If a batter has been around a while (probably does not take too long) there will be some kind of game theory equilibrium between the number of pitches in the zone versus how often a batter swings at pitches both in the zone and out of the zone.  Obviously the numbers depend upon how good the batter is when he swings at pitches in and out of the zone and the proportion of pitches he swings at in and out of the zone.  For example, if a batter never swings at pitches out of the zone on the first pitch, there is no reason whatsoever to ever throw anything but a strike on the first pitch.  Of course pitchers can’t either throw a strike or not, they can only throw a certain pitch with an intended location which has an X chance of being a strike.

However, in general, the more a batter swings on the first pitch (assuming he swings at mostly strikes and some pitches that are not strikes, just like any normal batter), the fewer strikes the pitcher is supposed to throw and vice versa.

So why did this smart announcer (I have no idea who he is) ask him:

“I went on to ask why he’d swing at so many first pitches when the numbers suggest it’s not a great play.”

when that is clearly not correct?  I guess he is not so smart after all.

If Chipper started swinging less often, then the pitchers would throw him more strikes. No batter gets any more or fewer strikes than he is supposed to get given how often he swings (and the other considerations that I mentioned above), again, assuming that he has been around for a while and has not recently altered his style of hitting talent.

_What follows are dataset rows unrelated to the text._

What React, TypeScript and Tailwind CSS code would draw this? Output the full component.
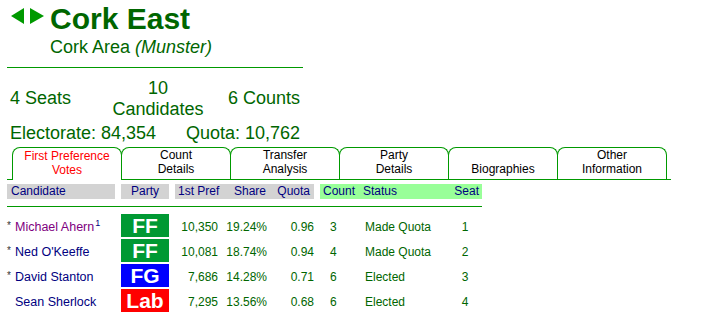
import React from 'react';

const tabs = [
  { id: 'first', lines: ['First Preference', 'Votes'], active: true },
  { id: 'count', lines: ['Count', 'Details'] },
  { id: 'transfer', lines: ['Transfer', 'Analysis'] },
  { id: 'party', lines: ['Party', 'Details'] },
  { id: 'bio', lines: ['Biographies'] },
  { id: 'other', lines: ['Other', 'Information'] },
];

const partyColor: Record<string, string> = {
  FF: 'bg-[#009933]',
  FG: 'bg-[#0000ff]',
  Lab: 'bg-[#ff0000]',
};

const rows = [
  { id: 1, inc: true, name: 'Michael Ahern', note: '1', visited: true, party: 'FF', first: '10,350', share: '19.24%', quota: '0.96', count: '3', status: 'Made Quota', seat: '1' },
  { id: 2, inc: true, name: "Ned O'Keeffe", party: 'FF', first: '10,081', share: '18.74%', quota: '0.94', count: '4', status: 'Made Quota', seat: '2' },
  { id: 3, inc: true, name: 'David Stanton', party: 'FG', first: '7,686', share: '14.28%', quota: '0.71', count: '6', status: 'Elected', seat: '3' },
  { id: 4, inc: false, name: 'Sean Sherlock', party: 'Lab', first: '7,295', share: '13.56%', quota: '0.68', count: '6', status: 'Elected', seat: '4' },
];

export default function App() {
  return (
    <div className="w-[707px] h-[320px] bg-white overflow-hidden font-['Liberation_Sans',Arial,sans-serif] text-[#006600]">
      {/* title */}
      <div className="flex">
        <div className="w-[50px] pl-[11px] pt-[8px]">
          <svg width="34" height="16" viewBox="0 0 34 16">
            <polygon points="13,0 0,8 13,16" fill="#009900" />
            <polygon points="19,0 33,8 19,16" fill="#009900" />
          </svg>
        </div>
        <div className="pt-[2px]">
          <h1 className="text-[30px] leading-[34px] font-bold">Cork East</h1>
          <p className="mt-[1px] text-[18px] leading-[21px]">
            Cork Area <i>(Munster)</i>
          </p>
        </div>
      </div>
      <div className="ml-[7px] mt-[9px] w-[296px] h-px bg-[#009900]" />

      {/* stats */}
      <div className="ml-[10px] mt-[10px] flex items-center text-[18px] leading-[20.5px]">
        <div className="w-[100px]">4 Seats</div>
        <div className="w-[96px] text-center">
          10
          <br />
          Candidates
        </div>
        <div className="w-[94px] text-right">6 Counts</div>
      </div>
      <div className="ml-[10px] mt-[4px] flex w-[290px] justify-between text-[18px] leading-[20px]">
        <span>Electorate: 84,354</span>
        <span>Quota: 10,762</span>
      </div>

      {/* tabs */}
      <div className="ml-[7px] mt-[4px] w-[664px] h-[33px] pl-[5px] flex border-b border-[#009900]">
        {tabs.map((tab, i) => (
          <div
            key={tab.id}
            className={
              'w-[110px] border border-b-0 border-[#009900] rounded-t-[8px] flex items-end justify-center pb-[3px] text-[12px] leading-[13.5px] text-center bg-white ' +
              (i > 0 ? '-ml-px ' : '') +
              (tab.active ? 'relative h-[33px] text-[#ff0000]' : 'h-[32px] text-black')
            }
          >
            <div>
              {tab.lines.map(line => (
                <div key={line}>{line}</div>
              ))}
            </div>
          </div>
        ))}
      </div>

      {/* header row */}
      <div className="ml-[7px] mt-[4px] flex gap-[6px] text-[12px] leading-[15px] text-[#000080]">
        <div className="w-[108px] bg-[#d3d3d3] pl-[4px]">Candidate</div>
        <div className="w-[48px] bg-[#d3d3d3] text-center">Party</div>
        <div className="flex bg-[#d3d3d3]">
          <div className="w-[46px] pl-[3px]">1st Pref</div>
          <div className="w-[49px] text-right pr-[4px]">Share</div>
          <div className="w-[44px] text-right pr-[4px]">Quota</div>
        </div>
        <div className="flex bg-[#99ff99]">
          <div className="w-[40px] pl-[3px]">Count</div>
          <div className="w-[88px] pl-[3px]">Status</div>
          <div className="w-[34px] text-right pr-[3px]">Seat</div>
        </div>
      </div>
      <div className="ml-[7px] mt-[7px] w-[475px] h-px bg-[#009900]" />

      {/* candidates */}
      <div className="ml-[7px] mt-[6px]">
        {rows.map(row => (
          <div key={row.id} className="flex h-[25px] text-[12.5px]">
            <div className="w-[114px] pt-[4px] leading-[21px] whitespace-nowrap">
              <span className="inline-block w-[8px] text-[10px] text-[#333333] relative -top-[2px]">{row.inc ? '*' : ''}</span>
              <span className={row.visited ? 'text-[#800080]' : 'text-[#000080]'}>{row.name}</span>
              {row.note && <span className="text-[9px] text-[#000080] relative -top-[5px] ml-px">{row.note}</span>}
            </div>
            <div
              className={
                'w-[48px] h-[23px] my-[1px] flex items-center justify-center text-white font-bold text-[21px] leading-[21px] ' +
                partyColor[row.party]
              }
            >
              {row.party}
            </div>
            <div className="ml-[6px] flex pt-[4px] leading-[21px] text-[12px]">
              <div className="w-[46px] text-right pr-[3px]">{row.first}</div>
              <div className="w-[49px] text-right pr-[3px]">{row.share}</div>
              <div className="w-[44px] text-right">{row.quota}</div>
              <div className="ml-[6px] w-[40px] pl-[10px]">{row.count}</div>
              <div className="w-[88px] pl-[5px]">{row.status}</div>
              <div className="w-[34px] text-center">{row.seat}</div>
            </div>
          </div>
        ))}
      </div>
    </div>
  );
}
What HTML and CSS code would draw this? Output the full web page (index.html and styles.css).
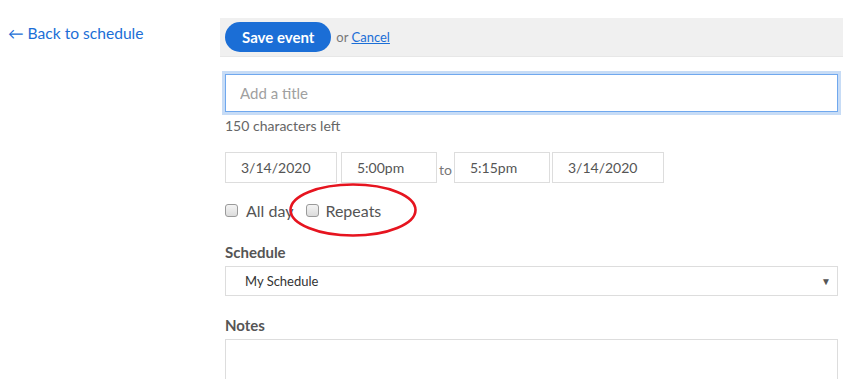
FILE: index.html
```html
<!DOCTYPE html>
<html lang="en">
<head>
  <meta charset="UTF-8">
  <title>New Event</title>
  <link rel="stylesheet" href="styles.css">
</head>
<body>
  <div class="page">
    <!-- Left column -->
    <div class="sidebar">
      <a href="#" class="back-link">&larr; Back to schedule</a>
    </div>

    <!-- Event form -->
    <div class="main">
      <div class="toolbar">
        <button type="submit" class="save-btn">Save event</button>
        <span class="or">or <a href="#">Cancel</a></span>
      </div>

      <form class="event-form">
        <input type="text" class="title-input" placeholder="Add a title">
        <div class="hint">150 characters left</div>

        <div class="date-row">
          <input type="text" class="date" value="3/14/2020">
          <input type="text" class="time" value="5:00pm">
          <span class="to">to</span>
          <input type="text" class="time" value="5:15pm">
          <input type="text" class="date" value="3/14/2020">
        </div>

        <div class="check-row">
          <label class="check"><input type="checkbox"> All day</label>
          <label class="check"><input type="checkbox"> Repeats</label>
          <svg class="circle-mark" width="132" height="58" viewBox="0 0 132 58">
            <ellipse cx="66" cy="29" rx="62.5" ry="25.5" fill="none" stroke="#e6141f" stroke-width="2.6"/>
          </svg>
        </div>

        <label class="field-label first">Schedule</label>
        <div class="select-box">
          <span>My Schedule</span>
          <span class="arrow">&#9660;</span>
        </div>

        <label class="field-label">Notes</label>
        <textarea class="notes"></textarea>
      </form>
    </div>
  </div>
</body>
</html>
```

FILE: styles.css
```css
body {
  margin: 0;
  font-family: Lato, "Open Sans", Arial, sans-serif;
  color: #555;
  background: white;
}

.page {
  display: flex;
}

.sidebar {
  width: 212px;
  padding: 23px 0 0 8px;
}

.back-link {
  color: #1b6ed6;
  text-decoration: none;
  font-size: 15.6px;
  line-height: 19px;
}

.main {
  width: 623px;
  margin-top: 18px;
}

.toolbar {
  display: flex;
  align-items: center;
  height: 38px;
  padding-left: 5px;
  background: #f0f0f0;
  border-bottom: 1px solid #e7e7e7;
}

.save-btn {
  height: 30px;
  padding: 0 17px;
  background-color: #1b6ed6;
  color: white;
  border: none;
  border-radius: 15px;
  font-family: inherit;
  font-size: 15px;
  font-weight: bold;
  cursor: pointer;
}

.or {
  margin-left: 5px;
  font-size: 13px;
  color: #777;
}

.or a {
  color: #1b6ed6;
}

.event-form {
  display: flex;
  flex-direction: column;
  align-items: flex-start;
  padding: 0 5px;
}

.title-input {
  box-sizing: border-box;
  width: 613px;
  height: 38px;
  margin-top: 17px;
  padding: 0 14px;
  border: 1px solid #70a8ee;
  box-shadow: 0 0 0 3px #c7dcf6;
  outline: none;
  font-family: inherit;
  font-size: 15px;
  color: #333;
}

.title-input::placeholder {
  color: #a0a0a0;
}

.hint {
  margin-top: 5px;
  font-size: 14px;
  line-height: 17px;
  color: #666;
}

.date-row {
  display: flex;
  align-items: center;
  margin-top: 18px;
}

.date-row input {
  box-sizing: border-box;
  height: 31px;
  padding: 0 15px;
  border: 1px solid #ddd;
  font-family: inherit;
  font-size: 14px;
  color: #555;
}

.date {
  width: 112px;
}

.time {
  width: 96px;
  margin-left: 4px;
}

.date-row .time + .date {
  margin-left: 2px;
}

.to {
  margin: 4px 2px 0 2px;
  font-size: 14px;
  color: #777;
}

.date-row .to + .time {
  margin-left: 0;
}

.check-row {
  position: relative;
  display: flex;
  align-items: center;
  height: 22px;
  margin-top: 16px;
}

.check {
  display: flex;
  align-items: center;
  margin-right: 13px;
  font-size: 16px;
  color: #555;
}

.check input {
  appearance: none;
  box-sizing: border-box;
  width: 13px;
  height: 13px;
  margin: 0 8px 0 0;
  border: 1px solid #9a9a9a;
  border-radius: 3px;
  background: linear-gradient(#f4f4f4, #dcdcdc);
}

.check + .check input {
  margin-right: 6px;
}

.circle-mark {
  position: absolute;
  left: 62px;
  top: -18px;
}

.field-label {
  margin-top: 20px;
  font-size: 15px;
  font-weight: bold;
  line-height: 18px;
  color: #555;
}

.field-label.first {
  margin-top: 22px;
}

.select-box {
  box-sizing: border-box;
  display: flex;
  align-items: center;
  justify-content: space-between;
  width: 613px;
  height: 30px;
  margin-top: 5px;
  padding: 0 6px 0 19px;
  border: 1px solid #ddd;
  font-size: 13px;
  color: #333;
}

.arrow {
  font-size: 10px;
  color: #555;
}

.notes {
  box-sizing: border-box;
  width: 613px;
  height: 80px;
  margin-top: 5px;
  border: 1px solid #ddd;
  resize: none;
}
```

IOW, whether a hitter swings too often or too little on the first pitch has absolutely nothing to do with how many strikes a pitcher throws to him since it is assumed, and it is generally true, that pitchers throw the optimal percentages of strikes on the first pitch (or any pitch) based on the hitter’s entire hitting profile.  The pitcher is always reacting to the batter and NEVER the other way around.  A hitter may or may not be swinging too much or too little, but we would have to look deeply into the results of those swings and non-swings in order to shed some light on that issue.  And as Tango says, it is unlikely that a great hitter is doing anything significantly wrong…


#8    MGL      (see all posts) 2010/02/24 (Wed) @ 01:55

"The pitcher is always reacting to the batter and NEVER the other way around.”